* [Task to carry out]
All of the lines below are to be printed again exactly; images are excluded from the output.

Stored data
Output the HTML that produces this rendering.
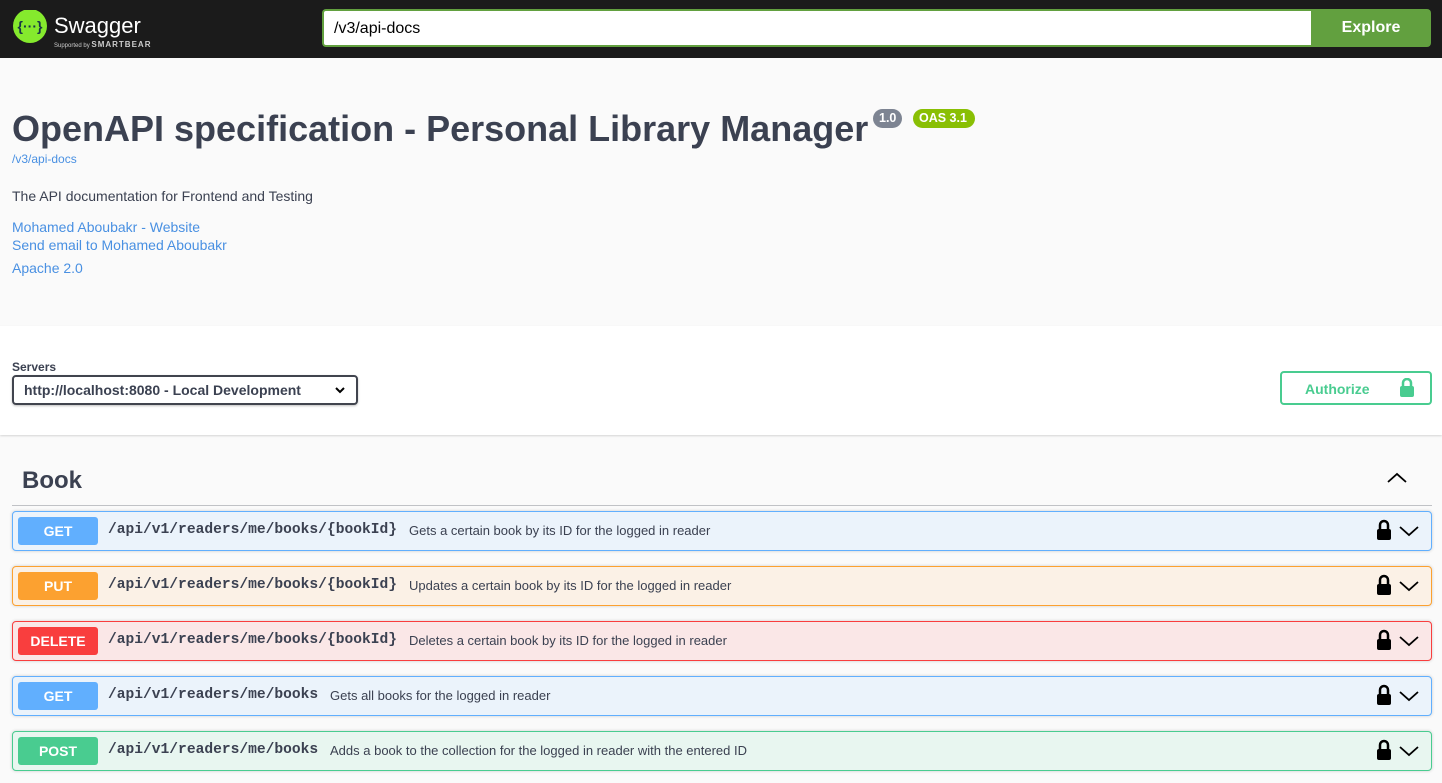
<!DOCTYPE html>
<html><head><meta charset="utf-8"><style>
*{box-sizing:border-box}
body{margin:0;width:1442px;height:783px;overflow:hidden;background:#fafafa;font-family:"Liberation Sans",sans-serif;color:#3b4151}
.top{height:58px;background:#1b1b1b;position:relative}
.logo{position:absolute;left:12px;top:10px}
.url{position:absolute;left:322px;top:9px;width:990px;height:38px;border:2px solid #62a03f;border-right:none;background:#fff;border-radius:4px 0 0 4px;font-size:16px;padding:9px 10px;color:#000}
.exp{position:absolute;left:1311px;top:9px;width:120px;height:38px;background:#62a03f;color:#fff;font-weight:bold;font-size:16px;text-align:center;line-height:38px;border-radius:0 4px 4px 0}
.info{position:relative;height:268px}
h1{position:absolute;left:12px;margin:0;font-size:36px;font-weight:bold;color:#3b4151}
.badge{position:absolute;height:19px;border-radius:57px;color:#fff;font-size:12.5px;font-weight:bold;padding:2px 6px;line-height:15px}
a{color:#4990e2;text-decoration:none}
.scheme{position:absolute;left:0;top:326px;width:1442px;height:109px;background:#fff;box-shadow:0 1px 2px rgba(0,0,0,.15)}
.sel{position:absolute;left:12px;top:49px;width:346px;height:30px;border:2px solid #41444e;border-radius:4px;font-weight:bold;font-size:14px;padding:5px 10px;box-shadow:0 1px 2px rgba(0,0,0,.25)}
.auth{position:absolute;left:1280px;top:45px;width:152px;height:34px;border:2px solid #49cc90;border-radius:4px;color:#49cc90;font-weight:bold;font-size:14px;padding:8px 0 0 23px}
.tag{position:absolute;left:12px;top:455px;width:1420px;height:51px;border-bottom:1px solid rgba(59,65,81,.3)}
.op{position:absolute;left:12px;width:1420px;height:40px;border:1px solid;border-radius:4px;box-shadow:0 0 3px rgba(0,0,0,.19)}
.m{position:absolute;left:5px;top:5px;width:80px;height:28px;border-radius:3px;color:#fff;font-weight:bold;font-size:14px;text-align:center;line-height:28px}
.p{position:absolute;left:95px;top:10px;font-family:"Liberation Mono",monospace;font-weight:bold;font-size:14.6px;color:#3b4151}
.d{position:absolute;top:11px;font-size:13px;color:#3b4151}
.ic{position:absolute;right:4px;top:6px}
</style></head><body>
<div class="top">
<div class="logo"><svg width="150" height="40"><circle cx="18" cy="16" r="17" fill="#85ea2d"/><text x="18" y="21" font-size="14" font-weight="bold" fill="#173647" text-anchor="middle" font-family="Liberation Sans">{···}</text><text x="42" y="23" font-size="22" fill="#fff" font-family="Liberation Sans">Swagger</text><text x="42" y="37" font-size="6" fill="#ccc" font-family="Liberation Sans">Supported by <tspan font-size="8" font-weight="bold" letter-spacing="1">SMARTBEAR</tspan></text></svg></div>
<div class="url">/v3/api-docs</div><div class="exp">Explore</div>
</div>
<div class="info">
<h1 style="top:50px">OpenAPI specification - Personal Library Manager</h1>
<span class="badge" style="left:873px;top:51px;background:#7d8492">1.0</span>
<span class="badge" style="left:913px;top:51px;background:#89bf04;width:62px">OAS 3.1</span>
<a style="position:absolute;left:12px;top:94px;font-size:12px">/v3/api-docs</a>
<div style="position:absolute;left:12px;top:130px;font-size:14px">The API documentation for Frontend and Testing</div>
<a style="position:absolute;left:12px;top:161px;font-size:14px">Mohamed Aboubakr - Website</a>
<a style="position:absolute;left:12px;top:179px;font-size:14px">Send email to Mohamed Aboubakr</a>
<a style="position:absolute;left:12px;top:202px;font-size:14px">Apache 2.0</a>
</div>
<div class="scheme">
<div style="position:absolute;left:12px;top:34px;font-size:12px;font-weight:bold">Servers</div>
<div class="sel">http://localhost:8080 - Local Development<svg style="position:absolute;right:10px;top:8px" width="12" height="10"><path d="M2 3l4 4 4-4" stroke="#000" stroke-width="2" fill="none"/></svg></div>
<div class="auth">Authorize<svg style="position:absolute;right:16px;top:5px" width="14" height="19"><path d="M3 9V5a4 4 0 0 1 8 0v4" stroke="#49cc90" stroke-width="2.5" fill="none"/><rect x="0" y="8" width="14" height="11" rx="2" fill="#49cc90"/></svg></div>
</div>
<div class="tag"><span style="position:absolute;left:10px;top:12px;font-size:24px;font-weight:bold">Book</span><svg style="position:absolute;right:25px;top:16px" width="20" height="14"><path d="M1 11l9-8 9 8" stroke="#000" stroke-width="1.8" fill="none"/></svg></div>

<div class="op" style="top:511px;border-color:#61affe;background:#ebf3fb"><div class="m" style="background:#61affe">GET</div><div class="p">/api/v1/readers/me/books/{bookId}</div><div class="d" style="left:396px">Gets a certain book by its ID for the logged in reader</div><svg class="ic" width="52" height="24"><path d="M5 11V7a4 4 0 0 1 8 0v4" stroke="#000" stroke-width="2.5" fill="none"/><rect x="2" y="11" width="14" height="11" rx="2"/><path d="M25 9l9 8 9-8" stroke="#000" stroke-width="1.8" fill="none"/></svg></div>
<div class="op" style="top:566px;border-color:#fca130;background:#fbf1e6"><div class="m" style="background:#fca130">PUT</div><div class="p">/api/v1/readers/me/books/{bookId}</div><div class="d" style="left:396px">Updates a certain book by its ID for the logged in reader</div><svg class="ic" width="52" height="24"><path d="M5 11V7a4 4 0 0 1 8 0v4" stroke="#000" stroke-width="2.5" fill="none"/><rect x="2" y="11" width="14" height="11" rx="2"/><path d="M25 9l9 8 9-8" stroke="#000" stroke-width="1.8" fill="none"/></svg></div>
<div class="op" style="top:621px;border-color:#f93e3e;background:#fae7e7"><div class="m" style="background:#f93e3e">DELETE</div><div class="p">/api/v1/readers/me/books/{bookId}</div><div class="d" style="left:396px">Deletes a certain book by its ID for the logged in reader</div><svg class="ic" width="52" height="24"><path d="M5 11V7a4 4 0 0 1 8 0v4" stroke="#000" stroke-width="2.5" fill="none"/><rect x="2" y="11" width="14" height="11" rx="2"/><path d="M25 9l9 8 9-8" stroke="#000" stroke-width="1.8" fill="none"/></svg></div>
<div class="op" style="top:676px;border-color:#61affe;background:#ebf3fb"><div class="m" style="background:#61affe">GET</div><div class="p">/api/v1/readers/me/books</div><div class="d" style="left:317px">Gets all books for the logged in reader</div><svg class="ic" width="52" height="24"><path d="M5 11V7a4 4 0 0 1 8 0v4" stroke="#000" stroke-width="2.5" fill="none"/><rect x="2" y="11" width="14" height="11" rx="2"/><path d="M25 9l9 8 9-8" stroke="#000" stroke-width="1.8" fill="none"/></svg></div>
<div class="op" style="top:731px;border-color:#49cc90;background:#e8f6f0"><div class="m" style="background:#49cc90">POST</div><div class="p">/api/v1/readers/me/books</div><div class="d" style="left:317px">Adds a book to the collection for the logged in reader with the entered ID</div><svg class="ic" width="52" height="24"><path d="M5 11V7a4 4 0 0 1 8 0v4" stroke="#000" stroke-width="2.5" fill="none"/><rect x="2" y="11" width="14" height="11" rx="2"/><path d="M25 9l9 8 9-8" stroke="#000" stroke-width="1.8" fill="none"/></svg></div>
</body></html>
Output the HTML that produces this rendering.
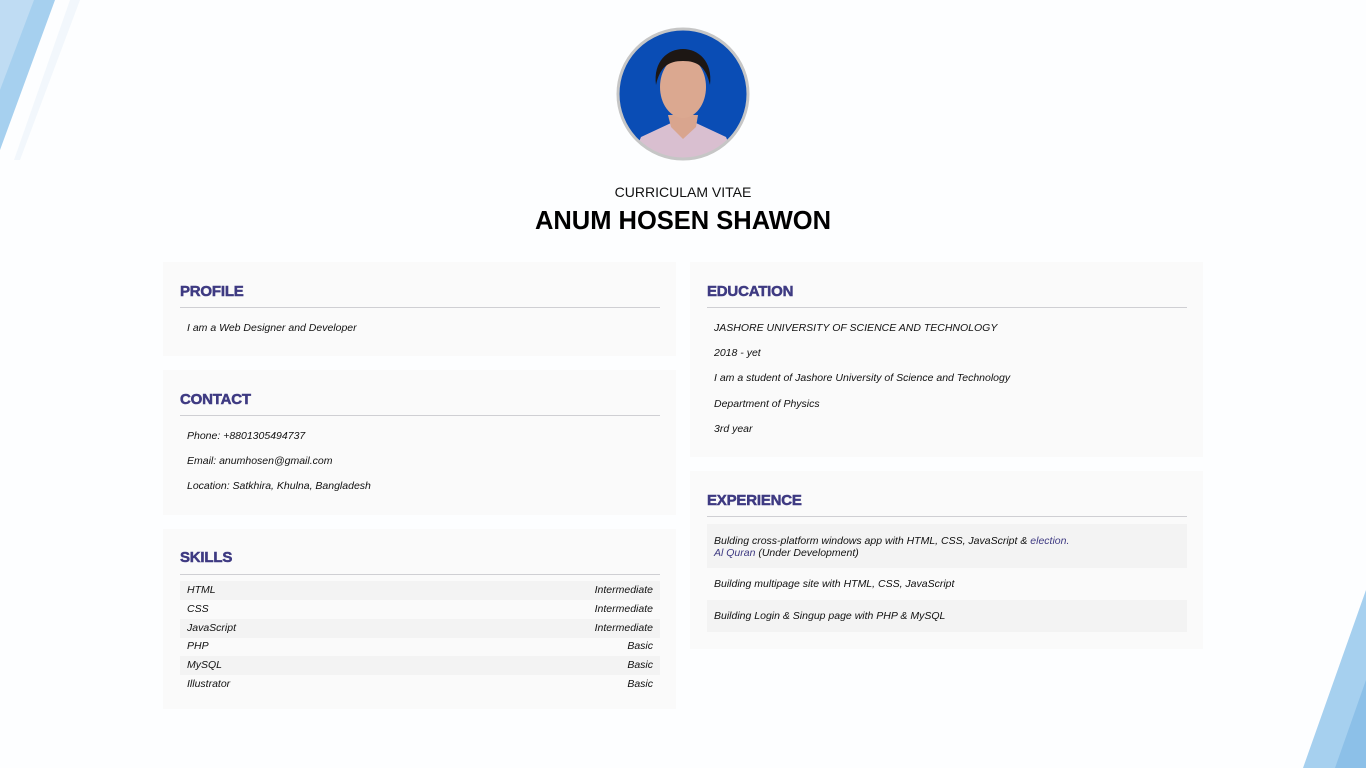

* [Response to the task]
Output the HTML that produces this rendering.
<!DOCTYPE html>
<html><head><meta charset="utf-8"><style>
*{box-sizing:border-box}
body{margin:0;width:1442px;height:783px;overflow:hidden;background:#fafafa;font-family:"Liberation Sans",sans-serif;color:#3b4151}
.top{height:58px;background:#1b1b1b;position:relative}
.logo{position:absolute;left:12px;top:10px}
.url{position:absolute;left:322px;top:9px;width:990px;height:38px;border:2px solid #62a03f;border-right:none;background:#fff;border-radius:4px 0 0 4px;font-size:16px;padding:9px 10px;color:#000}
.exp{position:absolute;left:1311px;top:9px;width:120px;height:38px;background:#62a03f;color:#fff;font-weight:bold;font-size:16px;text-align:center;line-height:38px;border-radius:0 4px 4px 0}
.info{position:relative;height:268px}
h1{position:absolute;left:12px;margin:0;font-size:36px;font-weight:bold;color:#3b4151}
.badge{position:absolute;height:19px;border-radius:57px;color:#fff;font-size:12.5px;font-weight:bold;padding:2px 6px;line-height:15px}
a{color:#4990e2;text-decoration:none}
.scheme{position:absolute;left:0;top:326px;width:1442px;height:109px;background:#fff;box-shadow:0 1px 2px rgba(0,0,0,.15)}
.sel{position:absolute;left:12px;top:49px;width:346px;height:30px;border:2px solid #41444e;border-radius:4px;font-weight:bold;font-size:14px;padding:5px 10px;box-shadow:0 1px 2px rgba(0,0,0,.25)}
.auth{position:absolute;left:1280px;top:45px;width:152px;height:34px;border:2px solid #49cc90;border-radius:4px;color:#49cc90;font-weight:bold;font-size:14px;padding:8px 0 0 23px}
.tag{position:absolute;left:12px;top:455px;width:1420px;height:51px;border-bottom:1px solid rgba(59,65,81,.3)}
.op{position:absolute;left:12px;width:1420px;height:40px;border:1px solid;border-radius:4px;box-shadow:0 0 3px rgba(0,0,0,.19)}
.m{position:absolute;left:5px;top:5px;width:80px;height:28px;border-radius:3px;color:#fff;font-weight:bold;font-size:14px;text-align:center;line-height:28px}
.p{position:absolute;left:95px;top:10px;font-family:"Liberation Mono",monospace;font-weight:bold;font-size:14.6px;color:#3b4151}
.d{position:absolute;top:11px;font-size:13px;color:#3b4151}
.ic{position:absolute;right:4px;top:6px}
</style></head><body>
<div class="top">
<div class="logo"><svg width="150" height="40"><circle cx="18" cy="16" r="17" fill="#85ea2d"/><text x="18" y="21" font-size="14" font-weight="bold" fill="#173647" text-anchor="middle" font-family="Liberation Sans">{···}</text><text x="42" y="23" font-size="22" fill="#fff" font-family="Liberation Sans">Swagger</text><text x="42" y="37" font-size="6" fill="#ccc" font-family="Liberation Sans">Supported by <tspan font-size="8" font-weight="bold" letter-spacing="1">SMARTBEAR</tspan></text></svg></div>
<div class="url">/v3/api-docs</div><div class="exp">Explore</div>
</div>
<div class="info">
<h1 style="top:50px">OpenAPI specification - Personal Library Manager</h1>
<span class="badge" style="left:873px;top:51px;background:#7d8492">1.0</span>
<span class="badge" style="left:913px;top:51px;background:#89bf04;width:62px">OAS 3.1</span>
<a style="position:absolute;left:12px;top:94px;font-size:12px">/v3/api-docs</a>
<div style="position:absolute;left:12px;top:130px;font-size:14px">The API documentation for Frontend and Testing</div>
<a style="position:absolute;left:12px;top:161px;font-size:14px">Mohamed Aboubakr - Website</a>
<a style="position:absolute;left:12px;top:179px;font-size:14px">Send email to Mohamed Aboubakr</a>
<a style="position:absolute;left:12px;top:202px;font-size:14px">Apache 2.0</a>
</div>
<div class="scheme">
<div style="position:absolute;left:12px;top:34px;font-size:12px;font-weight:bold">Servers</div>
<div class="sel">http://localhost:8080 - Local Development<svg style="position:absolute;right:10px;top:8px" width="12" height="10"><path d="M2 3l4 4 4-4" stroke="#000" stroke-width="2" fill="none"/></svg></div>
<div class="auth">Authorize<svg style="position:absolute;right:16px;top:5px" width="14" height="19"><path d="M3 9V5a4 4 0 0 1 8 0v4" stroke="#49cc90" stroke-width="2.5" fill="none"/><rect x="0" y="8" width="14" height="11" rx="2" fill="#49cc90"/></svg></div>
</div>
<div class="tag"><span style="position:absolute;left:10px;top:12px;font-size:24px;font-weight:bold">Book</span><svg style="position:absolute;right:25px;top:16px" width="20" height="14"><path d="M1 11l9-8 9 8" stroke="#000" stroke-width="1.8" fill="none"/></svg></div>

<div class="op" style="top:511px;border-color:#61affe;background:#ebf3fb"><div class="m" style="background:#61affe">GET</div><div class="p">/api/v1/readers/me/books/{bookId}</div><div class="d" style="left:396px">Gets a certain book by its ID for the logged in reader</div><svg class="ic" width="52" height="24"><path d="M5 11V7a4 4 0 0 1 8 0v4" stroke="#000" stroke-width="2.5" fill="none"/><rect x="2" y="11" width="14" height="11" rx="2"/><path d="M25 9l9 8 9-8" stroke="#000" stroke-width="1.8" fill="none"/></svg></div>
<div class="op" style="top:566px;border-color:#fca130;background:#fbf1e6"><div class="m" style="background:#fca130">PUT</div><div class="p">/api/v1/readers/me/books/{bookId}</div><div class="d" style="left:396px">Updates a certain book by its ID for the logged in reader</div><svg class="ic" width="52" height="24"><path d="M5 11V7a4 4 0 0 1 8 0v4" stroke="#000" stroke-width="2.5" fill="none"/><rect x="2" y="11" width="14" height="11" rx="2"/><path d="M25 9l9 8 9-8" stroke="#000" stroke-width="1.8" fill="none"/></svg></div>
<div class="op" style="top:621px;border-color:#f93e3e;background:#fae7e7"><div class="m" style="background:#f93e3e">DELETE</div><div class="p">/api/v1/readers/me/books/{bookId}</div><div class="d" style="left:396px">Deletes a certain book by its ID for the logged in reader</div><svg class="ic" width="52" height="24"><path d="M5 11V7a4 4 0 0 1 8 0v4" stroke="#000" stroke-width="2.5" fill="none"/><rect x="2" y="11" width="14" height="11" rx="2"/><path d="M25 9l9 8 9-8" stroke="#000" stroke-width="1.8" fill="none"/></svg></div>
<div class="op" style="top:676px;border-color:#61affe;background:#ebf3fb"><div class="m" style="background:#61affe">GET</div><div class="p">/api/v1/readers/me/books</div><div class="d" style="left:317px">Gets all books for the logged in reader</div><svg class="ic" width="52" height="24"><path d="M5 11V7a4 4 0 0 1 8 0v4" stroke="#000" stroke-width="2.5" fill="none"/><rect x="2" y="11" width="14" height="11" rx="2"/><path d="M25 9l9 8 9-8" stroke="#000" stroke-width="1.8" fill="none"/></svg></div>
<div class="op" style="top:731px;border-color:#49cc90;background:#e8f6f0"><div class="m" style="background:#49cc90">POST</div><div class="p">/api/v1/readers/me/books</div><div class="d" style="left:317px">Adds a book to the collection for the logged in reader with the entered ID</div><svg class="ic" width="52" height="24"><path d="M5 11V7a4 4 0 0 1 8 0v4" stroke="#000" stroke-width="2.5" fill="none"/><rect x="2" y="11" width="14" height="11" rx="2"/><path d="M25 9l9 8 9-8" stroke="#000" stroke-width="1.8" fill="none"/></svg></div>
</body></html>
Output the HTML that produces this rendering.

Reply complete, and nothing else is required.